Bottom line: Linux RAID-1 interacts with the file system in non-obvious ways. The upshot of this is that under certain conditions, free space on the file system may have inconsistent data on the underlying RAID devices.
Edit: Corrected a typo and clarified a couple of things.
Yes, this is a know behavior of Linux MD RAID1/10. Basically, you can have mismatch due to:
a) a RAID1/10 swap partition;
b) temporary files which are "halft written" to the two different RAID1/10 legs.
This is ultimately due to the zero-copy behavior of these RAID levels. In short, if a memory page is changed between the first writeout (to the first disk) and the second one (to the second disk), a mismatch occours. If the page with mismatched data is then invalidated (ie: the file is deleted), the mismatch remains lurking on the disk's platters.
From the man page:
However on RAID1 and RAID10 it is possible for software issues to cause a mismatch to be reported. This does not necessarily mean that the data on the array is corrupted. It could simply be that the system does not care what is stored on that part of the array - it is unused space.
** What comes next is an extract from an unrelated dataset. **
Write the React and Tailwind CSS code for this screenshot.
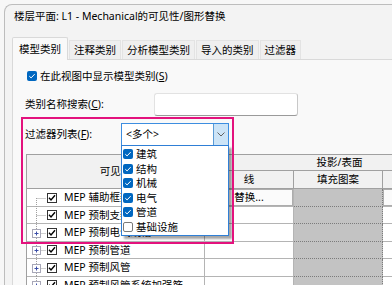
import React from 'react';

const font = "font-['Noto_Sans','Noto_Sans_CJK_SC',sans-serif]";

function BlueCheck({ checked = true }) {
    if (!checked) {
        return <span className="h-[10px] w-[10px] shrink-0 rounded-[2px] border border-[#7a7a7a] bg-white" />;
    }
    return (
        <span className="flex h-[10px] w-[10px] shrink-0 items-center justify-center rounded-[2px] bg-[#0067c0]">
            <svg width="8" height="8" viewBox="0 0 8 8">
                <path d="M1.3 4.2 L3.1 5.9 L6.7 2.1" fill="none" stroke="#fff" strokeWidth="1" />
            </svg>
        </span>
    );
}

function OldCheck() {
    return (
        <span className="flex h-[10px] w-[10px] shrink-0 items-center justify-center border border-[#333] bg-white">
            <svg width="8" height="8" viewBox="0 0 8 8">
                <path d="M1 3.8 L3 6 L7 1.2" fill="none" stroke="#000" strokeWidth="1.4" />
            </svg>
        </span>
    );
}

function Tree({ plus, first }) {
    return (
        <svg width="20" height="18" viewBox="0 0 20 18" className="shrink-0">
            <path d={first ? 'M9.5 9 V18' : 'M9.5 0 V18'} stroke="#a0a0a0" strokeDasharray="1 1" />
            <path d="M9.5 9.5 H19" stroke="#a0a0a0" strokeDasharray="1 1" />
            {plus && (
                <g>
                    <rect x="5.5" y="5.5" width="8" height="8" fill="#fff" stroke="#a8a8b8" />
                    <path d="M7.5 9.5 H11.5 M9.5 7.5 V11.5" stroke="#3c4fa8" />
                </g>
            )}
        </svg>
    );
}

const rows = [
    { name: 'MEP 辅助框架', h: 'h-[18px]', first: true, selected: true },
    { name: 'MEP 预制支架', h: 'h-[17px]' },
    { name: 'MEP 预制电气线槽', h: 'h-[18px]', plus: true },
    { name: 'MEP 预制管道', h: 'h-[17px]', plus: true },
    { name: 'MEP 预制风管', h: 'h-[18px]', plus: true },
    { name: 'MEP 预制风管系统加强筋', h: 'h-[17px]', plus: true },
];

const filters = [
    { label: '建筑', checked: true },
    { label: '结构', checked: true },
    { label: '机械', checked: true },
    { label: '电气', checked: true },
    { label: '管道', checked: true },
    { label: '基础设施', checked: false },
];

export default function App() {
    return (
        <div className={`relative h-[285px] w-[392px] overflow-hidden bg-[#f7f7f7] text-[10.5px] leading-none text-black ${font}`}>
            <div className="ml-[4px] mt-[4px] h-[300px] w-[600px] rounded-tl-[8px] border-l border-t border-[#bdbdbd] bg-[#f3f3f3]">
                <div className="flex h-[22px] items-center pl-[9px] text-[10.5px]">
                    楼层平面: L1 - Mechanical的可见性/图形替换
                </div>

                <div className="ml-[7px] mt-[10px] flex h-[22px] items-end gap-[1px]">
                    <div className="relative z-10 -mb-px flex h-[23px] items-center rounded-t-[2px] border border-b-0 border-[#d9d9d9] bg-[#f9f9f9] px-[6px]">
                        模型类别
                    </div>
                    {['注释类别', '分析模型类别', '导入的类别', '过滤器'].map((t) => (
                        <div
                            key={t}
                            className="flex h-[19px] items-center border border-b-0 border-[#e3e3e3] bg-[#efefef] px-[4px]"
                        >
                            {t}
                        </div>
                    ))}
                </div>

                <div className="ml-[7px] h-[240px] border-l border-t border-[#d9d9d9] bg-[#f9f9f9] pl-[12px]">
                    <div className="ml-[2px] mt-[8px] flex h-[16px] items-center gap-[3px]">
                        <BlueCheck />
                        <span>
                            在此视图中显示模型类别(<span className="underline">S</span>)
                        </span>
                    </div>

                    <div className="mt-[9px] flex h-[23px] items-center">
                        <span className="w-[129px] shrink-0">
                            类别名称搜索(<span className="underline">C</span>):
                        </span>
                        <div className="h-[23px] w-[144px] shrink-0 rounded-[3px] border border-[#e2e2e2] border-b-[#9a9a9a] border-r-[#c8c8c8] bg-white" />
                    </div>

                    <div className="mt-[7px] flex h-[23px] items-center">
                        <span className="w-[96px] shrink-0">
                            过滤器列表(<span className="underline">F</span>):
                        </span>
                        <div className="relative z-20 flex h-[23px] w-[108px] shrink-0 items-stretch border border-[#3d8ee0] bg-white">
                            <span className="flex flex-1 items-center pl-[4px]">&lt;多个&gt;</span>
                            <span className="flex w-[15px] items-center justify-center border-l border-[#5b9bd5] bg-[#cce4f7]">
                                <svg width="8" height="5" viewBox="0 0 8 5">
                                    <path d="M0.5 0.5 L4 4 L7.5 0.5" fill="none" stroke="#606060" strokeWidth="1" />
                                </svg>
                            </span>

                            <div className="absolute left-[-1px] top-full w-[108px] border border-[#2f7fd6] bg-white pb-[1px] pl-[1px] pt-[1px] shadow-[3px_3px_2px_rgba(0,0,0,0.35)]">
                                {filters.map((f) => (
                                    <div key={f.label} className="flex h-[14.5px] items-center gap-[3px]">
                                        <BlueCheck checked={f.checked} />
                                        <span>{f.label}</span>
                                    </div>
                                ))}
                            </div>
                        </div>
                    </div>

                    <div className="ml-[1px] mt-[8px] w-[480px] border-l border-t border-[#a0a0a0]">
                        <div className="flex bg-[#f1f1f1]">
                            <div className="flex h-[34px] w-[178px] shrink-0 items-center justify-center border-b border-r border-[#a0a0a0]">
                                可见性
                            </div>
                            <div className="flex shrink-0 flex-col">
                                <div className="flex h-[16px] w-[270px] items-center justify-center border-b border-r border-[#a0a0a0]">
                                    投影/表面
                                </div>
                                <div className="flex h-[18px]">
                                    <div className="flex w-[89px] shrink-0 items-center justify-center border-b border-r border-[#a0a0a0]">
                                        线
                                    </div>
                                    <div className="flex w-[89px] shrink-0 items-center justify-center border-b border-r border-[#a0a0a0]">
                                        填充图案
                                    </div>
                                    <div className="flex w-[92px] shrink-0 items-center justify-center border-b border-r border-[#a0a0a0]">
                                        透明度
                                    </div>
                                </div>
                            </div>
                        </div>

                        {rows.map((r) => (
                            <div key={r.name} className={`flex bg-white ${r.h}`}>
                                <div className="flex w-[178px] shrink-0 items-center border-b border-r border-[#b4b4b4]">
                                    <Tree plus={r.plus} first={r.first} />
                                    <OldCheck />
                                    <span className="ml-[7px] whitespace-nowrap">{r.name}</span>
                                </div>
                                <div className="flex w-[89px] shrink-0 border-b border-r border-[#b4b4b4]">
                                    {r.selected && (
                                        <span className="flex flex-1 items-center justify-center border border-[#adadad] bg-[#fbfbfb]">
                                            替换...
                                        </span>
                                    )}
                                </div>
                                <div className="w-[89px] shrink-0 border-b border-r border-dotted border-[#7c7c7c] bg-[#c3c3c3]" />
                                <div className="flex w-[92px] shrink-0 border-b border-r border-[#b4b4b4]">
                                    {r.selected && (
                                        <span className="flex flex-1 items-center justify-center border border-[#adadad] bg-[#fbfbfb]">
                                            替换...
                                        </span>
                                    )}
                                </div>
                            </div>
                        ))}
                    </div>
                </div>
            </div>

            <div className="pointer-events-none absolute left-[21px] top-[117px] z-30 h-[127px] w-[213px] border-2 border-[#e3127d]" />
        </div>
    );
}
The most likely cause for an unexpected mismatch on RAID1 or RAID10 occurs if a swap partition or swap file is stored on the array.
When the swap subsystem wants to write a page of memory out, it flags the page as 'clean' in the memory manager and requests the swap device to write it out. It is quite possible that the memory will be changed while the write-out is happening. In that case the 'clean' flag will be found to be clear when the write completes and so the swap subsystem will simply forget that the swapout had been attempted, and will possibly choose a different page to write out.
If the swap device was on RAID1 (or RAID10), then the data is sent from memory to a device twice (or more depending on the number of devices in the array). Thus it is possible that the memory gets changed between the times it is sent, so different data can be written to the different devices in the array. This will be detected by check as a mismatch. However it does not reflect any corruption as the block where this mismatch occurs is being treated by the swap system as being empty, and the data will never be read from that block.
The bad thing is that current MDRAID code does *not* directly provide the affected block lists, making manual verification a very slow process. Also, it should be noted that the above harmless scenarios do not rule out the possibility of a mismatch due to hardware failures: I had a faulty SATA cables in one two-disks, RAID1 NAS, and zeroing all free spaced did *not* clear all mismatched count. In other words, even RAID1 arrays should be scrubbed regularly.
Please note that parity-based RAID levels (ie: 5 and 6) do *not* suffer from this problem: the memory is never flushed to disks "as is", rather it is copied in a temporary buffer (the stripe cache) and, from that unchanging buffer, it is flushed to the devices. With these raids levels, any mismatch strongly hints to an hardware failure.